Role of PHDs in HIF-1α degradation by MSA. (A) Inhibition of PHDs activity by DMOG reversed the degradation of HIF-1α by MSA in VHL active FaDu, and VHL inactive RC2 cells. Cells were treated with 10 μM MSA and 0.5 mM DMOG alone and in combination and HIF-1α was analyzed by western blot. β-actin expression was used as a loading control. (B) Gene specific silencing of PHD2 in RC2 cells by siRNA prevented the degradation of HIF-1α by MSA. PHD2 siRNA was transfected with lipofectamine 2000 for 24 h.
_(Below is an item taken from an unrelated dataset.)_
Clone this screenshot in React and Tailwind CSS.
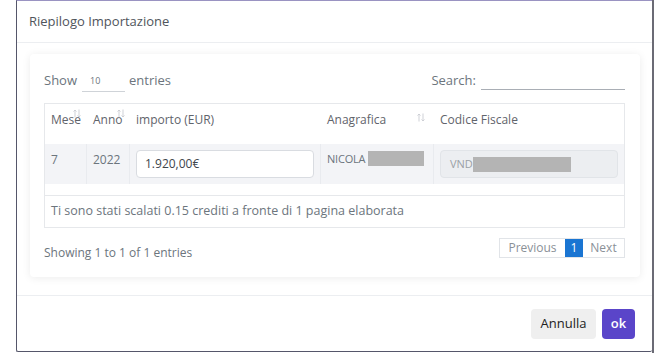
import React from "react";

const F = { fontFamily: '"Open Sans", "Liberation Sans", sans-serif' };

function Sort({ className }) {
  return (
    <svg className={"absolute " + className} width="8" height="9" viewBox="0 0 8 9" fill="none" stroke="#c9ccd2" strokeWidth="0.9">
      <path d="M2 8.5V1M0.5 2.5L2 1l1.5 1.5" />
      <path d="M6 0.5V8M4.5 6.5L6 8l1.5-1.5" />
    </svg>
  );
}

export default function App() {
  return (
    <div className="w-[654px] h-[353px] bg-white flex overflow-hidden text-[#6c757d]" style={F}>
      <div className="w-[16px] shrink-0 bg-white" />
      <div className="w-[636px] h-[352px] shrink-0 bg-white border-l border-b border-t border-l-[#55566a] border-b-[#55566a] border-t-[#9a93c2] flex flex-col rounded-b-[2px]">
        {/* header */}
        <div className="h-[42px] shrink-0 border-b border-[#eceef1] flex items-center pl-[12px]">
          <span className="text-[13px] text-[#50555c]">Riepilogo Importazione</span>
        </div>
        {/* body */}
        <div className="h-[253px] shrink-0 border-b border-[#eceef1] pt-[11px] pl-[13px] pr-[12px]">
          <div className="h-[223px] bg-white rounded-[4px] shadow-[0_1px_8px_rgba(0,0,0,0.08)] pt-[17px] pl-[14px] pr-[15px]">
            {/* controls */}
            <div className="flex justify-between items-center h-[20px] text-[13px]">
              <div className="flex items-center">
                <span>Show</span>
                <span className="ml-[5px] w-[43px] border-b border-[#cfd3d8] text-[9px] pl-[8px] pb-[3px] pt-[4px] text-[#6c757d]">10</span>
                <span className="ml-[4px]">entries</span>
              </div>
              <div className="flex items-center">
                <span>Search:</span>
                <span className="ml-[5px] w-[144px] h-[18px] border-b border-[#a9aeb5]" />
              </div>
            </div>
            {/* table */}
            <div className="mt-[12px] border border-[#e6e8eb] text-[12px]">
              <div className="flex h-[40px] text-[#5f646b] font-medium">
                <div className="relative w-[42px] pl-[6px] pt-[7px]">Mese<Sort className="left-[28px] top-[5px]" /></div>
                <div className="relative w-[43px] pl-[6px] pt-[7px]">Anno<Sort className="left-[30px] top-[5px]" /></div>
                <div className="relative w-[191px] pl-[6px] pt-[7px]">importo (EUR)</div>
                <div className="relative w-[113px] pl-[6px] pt-[7px]">Anagrafica<Sort className="left-[96px] top-[9px]" /></div>
                <div className="relative flex-1 pl-[6px] pt-[7px]">Codice Fiscale</div>
              </div>
              <div className="flex h-[40px] bg-[#f3f4f7]">
                <div className="w-[42px] pl-[6px] pt-[7px] border-r border-[#e9ebef]">7</div>
                <div className="w-[43px] pl-[6px] pt-[7px] border-r border-[#e9ebef]">2022</div>
                <div className="w-[191px] pl-[6px] pt-[6px] border-r border-[#e9ebef]">
                  <div className="w-[178px] h-[28px] bg-white border border-[#d9dce1] rounded-[4px] flex items-center pl-[8px] text-[#40454b]">1.920,00€</div>
                </div>
                <div className="w-[113px] pl-[6px] pt-[7px] border-r border-[#e9ebef] flex items-start">
                  <span className="text-[11px] tracking-[-0.2px]">NICOLA</span>
                  <span className="ml-[3px] w-[56px] h-[15px] bg-[#b4b4b4]" />
                </div>
                <div className="flex-1 pl-[6px] pt-[6px]">
                  <div className="w-[178px] h-[28px] bg-[#eceef1] border border-[#e1e4e8] rounded-[4px] flex items-center pl-[9px] text-[11px] text-[#9aa0a6]">
                    <span>VND</span>
                    <span className="w-[98px] h-[15px] bg-[#b4b4b4]" />
                  </div>
                </div>
              </div>
              <div className="h-[12px] border-b border-[#e6e8eb]" />
              <div className="h-[31px] flex items-center pl-[6px] text-[12.5px]">
                Ti sono stati scalati 0.15 crediti a fronte di 1 pagina elaborata
              </div>
            </div>
            {/* bottom */}
            <div className="flex justify-between items-start mt-[10px] text-[12px]">
              <span className="pt-[6px]">Showing 1 to 1 of 1 entries</span>
              <div className="flex h-[20px] border border-[#e1e4e8] text-[#8a9097]">
                <span className="w-[65px] flex items-center justify-center">Previous</span>
                <span className="w-[18px] flex items-center justify-center bg-[#1a75d2] text-white">1</span>
                <span className="w-[41px] flex items-center justify-center">Next</span>
              </div>
            </div>
          </div>
        </div>
        {/* footer */}
        <div className="flex-1 flex items-center justify-end pr-[17px] gap-[6px]">
          <button className="w-[65px] h-[30px] rounded-[4px] bg-[#efefef] text-[13px] text-[#222]">Annulla</button>
          <button className="w-[33px] h-[30px] rounded-[4px] bg-[#5a45c9] text-[13px] font-semibold text-white">ok</button>
        </div>
      </div>
      <div className="w-[2px] shrink-0 bg-[#6b6b75]" />
    </div>
  );
}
Cells were treated with and without 10 μM MSA for 24 h and HIF-1α was detected by western blot. β-actin expression was used as a loading control. (C) Degradation of HIF-1α by MSA is VHL independent. VHL was inhibited by siRNA in FaDu cells expressing active VHL and treated with MSA to determine the HIF-1α degradation. This experiment was done under 0.5% oxygen level to stabilize HIF-1α in FaDu cells. β-actin expression was used as a loading control.

Figure 6

MSC effect on tumor growth and HIF-2α expression in 786–0 ccRCC xenografts. (A) Inhibition of ccRCC tumor growth by MSC in xenografts. HIF-2α expressing 786–0 cells (10 million) were transplanted into nude mice for establishing the xenografts. Small pieces (~50 mg) of tumor tissues were transplanted subcutaneously into nude mice and treatment began when tumor weighed 200–250 mg. Mice were randomized and divided into two groups, each containing 5 mice. One group was treated with saline and the other group was treated with MSC (0.2 mg/mouse/day; the optimal nontoxic dose) daily for 18 days. Tumor volume was measured daily. (B) HIF-2α is inhibited by the therapeutic dose of MSC in 786–0 xenografts. Tumor xenografts collected after 18 days of the MSC treatments and processed to extract protein and HIF-2α levels were assessed by western blot. β-actin expression was used as a loading control.